--- BEGIN ---

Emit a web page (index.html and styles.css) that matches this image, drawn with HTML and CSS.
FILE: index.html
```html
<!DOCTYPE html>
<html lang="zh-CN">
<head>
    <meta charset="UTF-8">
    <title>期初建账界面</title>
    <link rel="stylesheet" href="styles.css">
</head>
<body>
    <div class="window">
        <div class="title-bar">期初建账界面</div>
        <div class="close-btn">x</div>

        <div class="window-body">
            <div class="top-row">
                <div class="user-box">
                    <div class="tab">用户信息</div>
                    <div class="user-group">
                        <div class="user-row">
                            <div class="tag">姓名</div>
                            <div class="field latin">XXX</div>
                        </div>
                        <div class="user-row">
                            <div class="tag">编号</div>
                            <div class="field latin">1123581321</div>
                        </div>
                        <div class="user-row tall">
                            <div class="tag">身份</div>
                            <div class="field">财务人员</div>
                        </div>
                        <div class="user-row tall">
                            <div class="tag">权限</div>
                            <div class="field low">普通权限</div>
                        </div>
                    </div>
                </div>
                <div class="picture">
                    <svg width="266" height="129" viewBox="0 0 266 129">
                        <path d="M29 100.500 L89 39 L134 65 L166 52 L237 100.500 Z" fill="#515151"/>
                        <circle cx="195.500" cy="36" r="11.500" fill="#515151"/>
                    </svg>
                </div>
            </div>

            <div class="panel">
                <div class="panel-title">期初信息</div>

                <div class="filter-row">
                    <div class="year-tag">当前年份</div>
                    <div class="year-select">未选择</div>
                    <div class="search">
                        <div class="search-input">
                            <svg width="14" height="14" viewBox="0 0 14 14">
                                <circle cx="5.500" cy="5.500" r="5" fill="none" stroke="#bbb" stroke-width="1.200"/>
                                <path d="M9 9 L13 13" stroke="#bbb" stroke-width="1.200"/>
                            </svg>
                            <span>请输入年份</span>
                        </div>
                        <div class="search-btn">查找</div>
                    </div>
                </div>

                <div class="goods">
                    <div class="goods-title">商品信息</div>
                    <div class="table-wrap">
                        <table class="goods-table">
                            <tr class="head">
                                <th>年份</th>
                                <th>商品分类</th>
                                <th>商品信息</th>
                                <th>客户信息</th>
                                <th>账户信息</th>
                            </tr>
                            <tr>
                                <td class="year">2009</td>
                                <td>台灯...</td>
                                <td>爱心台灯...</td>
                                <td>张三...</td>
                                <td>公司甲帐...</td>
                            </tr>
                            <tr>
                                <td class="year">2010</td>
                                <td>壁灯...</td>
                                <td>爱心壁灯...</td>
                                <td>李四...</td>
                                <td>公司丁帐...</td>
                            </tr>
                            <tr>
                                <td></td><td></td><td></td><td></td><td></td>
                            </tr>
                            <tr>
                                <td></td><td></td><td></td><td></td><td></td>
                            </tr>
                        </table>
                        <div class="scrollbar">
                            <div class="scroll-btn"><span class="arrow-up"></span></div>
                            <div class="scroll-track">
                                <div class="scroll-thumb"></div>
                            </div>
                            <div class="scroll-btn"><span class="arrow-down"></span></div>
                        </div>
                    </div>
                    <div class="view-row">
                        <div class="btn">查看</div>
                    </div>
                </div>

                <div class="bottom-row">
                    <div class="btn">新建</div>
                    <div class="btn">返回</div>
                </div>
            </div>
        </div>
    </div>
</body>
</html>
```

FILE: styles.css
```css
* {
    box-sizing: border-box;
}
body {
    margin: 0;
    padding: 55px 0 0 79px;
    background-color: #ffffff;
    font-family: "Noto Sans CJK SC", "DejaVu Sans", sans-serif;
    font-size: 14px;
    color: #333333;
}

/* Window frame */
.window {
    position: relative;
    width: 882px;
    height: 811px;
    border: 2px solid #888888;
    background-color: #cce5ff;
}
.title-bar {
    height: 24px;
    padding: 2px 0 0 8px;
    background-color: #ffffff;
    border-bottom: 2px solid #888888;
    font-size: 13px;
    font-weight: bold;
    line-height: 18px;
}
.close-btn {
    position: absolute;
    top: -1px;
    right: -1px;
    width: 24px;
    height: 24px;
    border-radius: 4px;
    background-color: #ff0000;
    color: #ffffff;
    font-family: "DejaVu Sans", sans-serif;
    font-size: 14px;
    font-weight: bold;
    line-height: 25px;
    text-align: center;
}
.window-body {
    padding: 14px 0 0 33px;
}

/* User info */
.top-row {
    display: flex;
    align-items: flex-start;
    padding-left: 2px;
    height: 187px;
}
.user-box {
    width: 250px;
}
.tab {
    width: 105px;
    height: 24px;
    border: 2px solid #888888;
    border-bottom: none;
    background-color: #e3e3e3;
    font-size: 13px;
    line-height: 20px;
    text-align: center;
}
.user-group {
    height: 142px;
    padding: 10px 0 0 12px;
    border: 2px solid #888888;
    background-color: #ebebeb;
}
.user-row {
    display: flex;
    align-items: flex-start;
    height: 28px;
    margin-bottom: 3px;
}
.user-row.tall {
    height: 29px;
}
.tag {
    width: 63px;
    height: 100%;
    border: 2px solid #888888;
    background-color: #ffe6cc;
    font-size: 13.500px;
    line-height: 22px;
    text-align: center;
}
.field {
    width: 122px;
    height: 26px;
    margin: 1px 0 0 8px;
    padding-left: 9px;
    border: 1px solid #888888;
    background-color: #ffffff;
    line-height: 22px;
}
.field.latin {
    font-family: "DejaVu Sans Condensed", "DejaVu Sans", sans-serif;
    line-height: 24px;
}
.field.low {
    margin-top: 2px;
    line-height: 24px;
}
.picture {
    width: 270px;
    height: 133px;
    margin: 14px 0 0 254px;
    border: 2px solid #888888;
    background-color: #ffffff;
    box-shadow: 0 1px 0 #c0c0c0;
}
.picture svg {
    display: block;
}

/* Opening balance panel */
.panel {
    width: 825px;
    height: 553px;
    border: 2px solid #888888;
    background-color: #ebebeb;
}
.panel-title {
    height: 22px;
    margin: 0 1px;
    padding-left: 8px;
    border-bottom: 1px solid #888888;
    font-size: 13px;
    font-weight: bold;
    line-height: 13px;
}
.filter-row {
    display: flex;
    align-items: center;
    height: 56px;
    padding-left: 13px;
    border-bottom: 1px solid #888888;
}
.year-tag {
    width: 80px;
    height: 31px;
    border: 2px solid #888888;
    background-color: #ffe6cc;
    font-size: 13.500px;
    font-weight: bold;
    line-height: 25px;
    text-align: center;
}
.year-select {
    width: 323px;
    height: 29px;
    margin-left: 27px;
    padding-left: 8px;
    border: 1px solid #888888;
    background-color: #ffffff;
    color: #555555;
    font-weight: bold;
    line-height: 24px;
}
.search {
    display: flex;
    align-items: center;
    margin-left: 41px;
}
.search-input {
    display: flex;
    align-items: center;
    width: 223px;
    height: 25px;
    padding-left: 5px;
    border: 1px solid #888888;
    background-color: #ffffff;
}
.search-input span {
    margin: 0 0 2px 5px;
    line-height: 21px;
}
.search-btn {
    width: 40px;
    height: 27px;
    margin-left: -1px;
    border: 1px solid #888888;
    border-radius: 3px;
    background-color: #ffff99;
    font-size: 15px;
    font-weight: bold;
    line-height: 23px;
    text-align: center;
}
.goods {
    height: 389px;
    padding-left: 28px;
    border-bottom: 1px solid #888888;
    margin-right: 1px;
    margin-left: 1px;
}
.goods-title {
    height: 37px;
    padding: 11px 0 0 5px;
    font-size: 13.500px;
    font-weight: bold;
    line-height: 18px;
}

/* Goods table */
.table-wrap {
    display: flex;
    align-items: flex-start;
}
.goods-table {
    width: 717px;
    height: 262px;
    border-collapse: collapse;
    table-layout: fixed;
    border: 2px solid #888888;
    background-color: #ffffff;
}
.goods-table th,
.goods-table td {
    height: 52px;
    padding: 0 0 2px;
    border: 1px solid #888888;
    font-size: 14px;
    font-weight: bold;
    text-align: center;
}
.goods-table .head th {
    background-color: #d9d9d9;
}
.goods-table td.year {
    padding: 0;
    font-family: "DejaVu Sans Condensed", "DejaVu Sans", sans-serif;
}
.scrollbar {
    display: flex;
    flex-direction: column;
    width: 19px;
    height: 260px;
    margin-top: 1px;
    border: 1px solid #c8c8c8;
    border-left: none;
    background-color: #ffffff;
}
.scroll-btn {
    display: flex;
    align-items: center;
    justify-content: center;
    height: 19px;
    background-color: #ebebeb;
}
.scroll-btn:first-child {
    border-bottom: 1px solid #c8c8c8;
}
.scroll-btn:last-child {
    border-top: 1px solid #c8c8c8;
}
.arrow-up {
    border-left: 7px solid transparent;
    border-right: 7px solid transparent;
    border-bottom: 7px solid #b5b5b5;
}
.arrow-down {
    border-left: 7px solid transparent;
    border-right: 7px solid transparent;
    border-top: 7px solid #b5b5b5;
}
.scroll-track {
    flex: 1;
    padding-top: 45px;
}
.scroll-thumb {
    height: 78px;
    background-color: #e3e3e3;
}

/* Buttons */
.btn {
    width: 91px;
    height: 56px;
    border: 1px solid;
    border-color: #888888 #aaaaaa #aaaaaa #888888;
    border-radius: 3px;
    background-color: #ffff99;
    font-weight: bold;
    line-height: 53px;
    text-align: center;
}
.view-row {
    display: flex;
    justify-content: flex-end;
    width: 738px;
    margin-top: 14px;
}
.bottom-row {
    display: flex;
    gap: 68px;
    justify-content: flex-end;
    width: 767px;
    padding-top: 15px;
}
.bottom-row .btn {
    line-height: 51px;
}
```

--- END ---

- [Written request] Count each line above in which the string "styles" appears, then state only the total.

- [Final result] 3